From the Editor

With this year’s close, the end of an era

Author and Disclosure Information

©2018 Frontline Medical Communications
doi https://doi.org/10.12788/jcso.0433


 

This is the final issue of The Journal of Community and Supportive Oncology. Since our launch – separately as the Journal of Supportive Oncology in 2003 and Community Oncology in 2004 – and through the 2014 merger to form JCSO, our purpose has always been to connect with practice-based caregivers and to provide them with carefully selected, peer-reviewed information that could easily be incorporated into daily practice. Our overarching goal was to help ensure the delivery of the best-possible care and outcomes for our patients. We hope we achieved that, and the results of a 2016 readership survey seemed to confirm as much. But from a business perspective, and especially with the transition to online publishing and intensely competitive advertising landscape, economic survival became increasingly elusive, and management decided to close the journal.

Headshot of David Henry MD

JCSO was one of the few publications to span clinical and supportive care and to reach out to the entire oncology care team – oncologists, supportive care specialists, advanced practice providers, and pharmacists. Patients – their needs, concerns, and well-being – were always at the forefront of our thinking when we planned our issues. In the 2016 survey, our readers told us that they read the journal mainly to learn about clinical and supportive developments (72% and 57% of respondents, respectively), and almost 60% indicated that they routinely used information presented in our articles in their practice. To achieve those goals, we drew on the expertise and steady guidance of many over the course of our lifetime and we owe a deep gratitude to our editors emeriti, Lee Schwartzberg, MD, (Community Oncology) and Michael Fisch, MD, and Jamie von Roenn, MD (JSO), as well as the associate editors, members of the editorial advisory board, reviewers, authors, and of course, you, the reader.

I’d like specifically to thank the incumbent editors, Jame Abraham, MD; Howard Burris, MD; David Cella, PhD; Kevin Knopf, MD; and Thomas Strouse, MD for their support and invaluable contributions in recent years. Thank you too, to past associate editors Linda Bosserman, MD, (Community Oncology, JCSO; 2004-2018); Debra Patt, MD (Community Oncology, JCSO; 2012-2016); and Debra Barton, PhD (JSO, 2003-2013). And a special word of thanks to Jane de Lartigue, PhD, whose in-depth New Therapies articles and Community Translations reports helped describe and explain the science behind the therapies we use daily.

Looking ahead

From January 2019, JCSO’s sister publications, Hematology News and Oncology Practice, will reside on a shared digital platform, MDedge Oncology, that will focus on news and conference coverage. Archives for JCSO, JSO, and Community Oncology will be available on this new platform at www.mdedge.com/oncology after the launch. In addition, I will host a weekly podcast focusing on current trends and advances in clinical and supportive care. It will include a long-form interview with an expert in oncology, along the lines of the former JCSO Interview, and with short end-segments on patient care, translating new research to daily practice, and a monthly journal round-up. You'll be able to subscribe to and download it at Apple podcasts, using the search terms HemOnc and MDedge.

In this issue

We end with a bumper crop of articles, beginning with a report by Hedden and colleagues on page e234 describing how they developed, implemented, and evaluated a supportive care program for patients with prostate cancer. That is followed by a literature-based review article by Ibrahim colleagues detailing the effectiveness of duloxetine in the treatment of painful chemotherapy-induced peripheral neuropathy (p. e243). In the original research section, on page e250, Palmisiano and colleagues report on mortality outcomes in hospitalized patients with cancer after rapid response team activation; Jeurkar and colleagues compare risk models guiding growth factor use in chemotherapy (p. e256); and Chao and colleagues describe the symptom burdens associated with chemotherapy-induced anemia in patients with late-stage cancer (e260).

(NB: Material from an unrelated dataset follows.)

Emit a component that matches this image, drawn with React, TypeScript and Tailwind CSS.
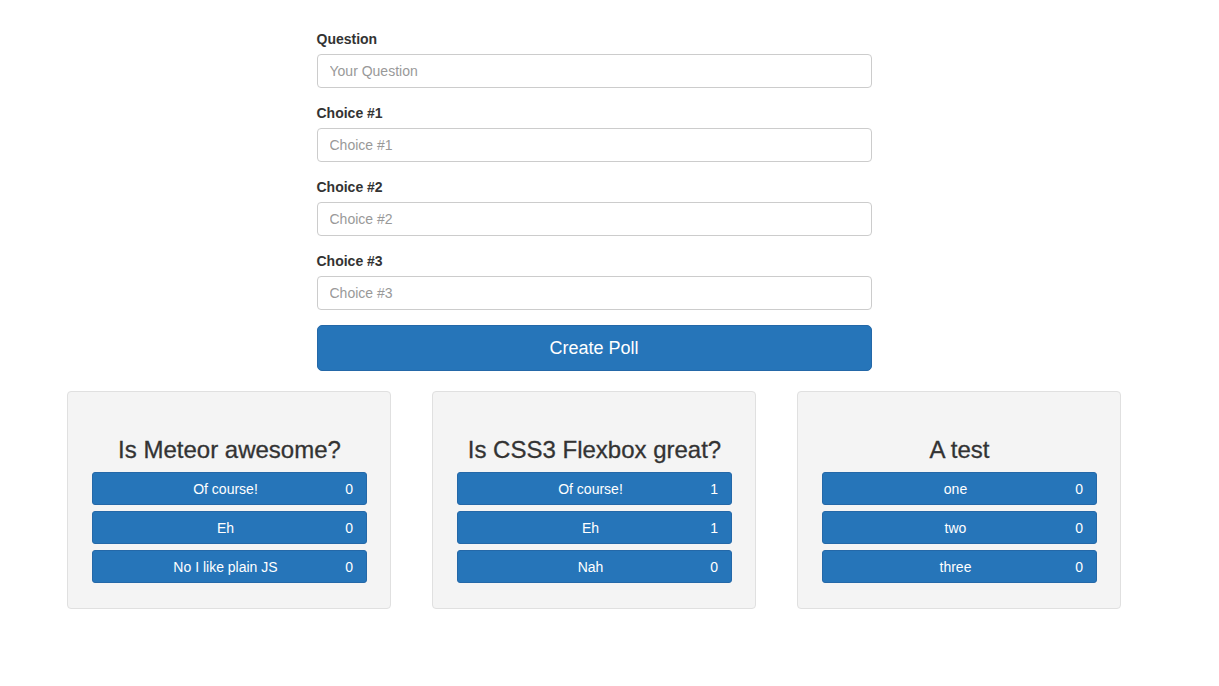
import React from 'react';

type Poll = { question: string; choices: { text: string; votes: number }[] };

const polls: Poll[] = [
  {
    question: 'Is Meteor awesome?',
    choices: [
      { text: 'Of course!', votes: 0 },
      { text: 'Eh', votes: 0 },
      { text: 'No I like plain JS', votes: 0 },
    ],
  },
  {
    question: 'Is CSS3 Flexbox great?',
    choices: [
      { text: 'Of course!', votes: 1 },
      { text: 'Eh', votes: 1 },
      { text: 'Nah', votes: 0 },
    ],
  },
  {
    question: 'A test',
    choices: [
      { text: 'one', votes: 0 },
      { text: 'two', votes: 0 },
      { text: 'three', votes: 0 },
    ],
  },
];

const fields = [
  { label: 'Question', placeholder: 'Your Question' },
  { label: 'Choice #1', placeholder: 'Choice #1' },
  { label: 'Choice #2', placeholder: 'Choice #2' },
  { label: 'Choice #3', placeholder: 'Choice #3' },
];

const PollCard: React.FC<{ poll: Poll }> = ({ poll }) => (
  <div className="w-[324px] h-[218px] bg-[#f4f4f4] border border-[#e0e0e0] rounded-[4px] pt-[45px] pl-[24px] pr-[23px]">
    <h3 className="text-[24px] leading-[26px] text-[#333] text-center mb-[9px] [-webkit-text-stroke:0.3px_#333]">
      {poll.question}
    </h3>
    <div className="flex flex-col gap-[6px]">
      {poll.choices.map(choice => (
        <button
          key={choice.text}
          className="relative w-full h-[33px] bg-[#2675b9] border border-[#2468a8] rounded-[3px] text-white text-[14px] leading-[20px] text-center"
        >
          <span className="mr-[8px]">{choice.text}</span>
          <span className="absolute right-[13px] top-[6px]">{choice.votes}</span>
        </button>
      ))}
    </div>
  </div>
);

export default function App() {
  return (
    <div className="min-h-screen bg-white font-['Liberation_Sans',Arial,sans-serif] text-[#333]">
      <div className="w-[1054px] ml-[67px]">
        {/* Poll form */}
        <form className="w-[555px] mx-auto pt-[29px]" onSubmit={e => e.preventDefault()}>
          {fields.map(field => (
            <div key={field.label} className="mb-[15px]">
              <label className="block text-[14px] leading-[20px] font-bold mb-[5px]">{field.label}</label>
              <input
                type="text"
                placeholder={field.placeholder}
                className="block w-full h-[34px] px-[12px] text-[14px] border border-[#ccc] rounded-[4px] placeholder:text-[#999] outline-none"
              />
            </div>
          ))}
          <button
            type="submit"
            className="block w-full h-[46px] mt-[1px] bg-[#2675b9] border border-[#2468a8] rounded-[5px] text-white text-[18px] leading-[24px]"
          >
            Create Poll
          </button>
        </form>

        {/* Polls */}
        <div className="flex gap-[41px] mt-[20px]">
          {polls.map(poll => (
            <PollCard key={poll.question} poll={poll} />
          ))}
        </div>
      </div>
    </div>
  );
}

Challenging and elusive are the key words in this issue's Case Reports in which Pollock and colleagues describe the difficulties in managing a cetuximab rash (p. e272), Roberts and colleagues write about elevated liver function tests in a patient on palbociclib and fulvestrant (p. e277), and Mukherjee and colleagues describe a patient with intravascular large B-cell lymphoma, who presented both a diagnostic and management challenge for the care team (p. e280). Turn to page e283, where our regular contributor, Jane de Lartigue, has written an in-depth review on everything you need to know about biosimilars. Susan London follows up on page e290 with an article on findings from studies on biosimilars for 3 oncology drugs that were reported at this year’s annual meeting of the American Society of Clinical Oncology. Dr de Lartigue also reports on the approval of dabrafenib and trametinib for BRAF-mutant melanoma (e228) and osimertinib for advanced non–small-cell lung cancer (p. e231).

And finally…

I wish you and your colleagues and families all good things for the coming year. Thank you and goodbye – and stay in touch by downloading my podcast!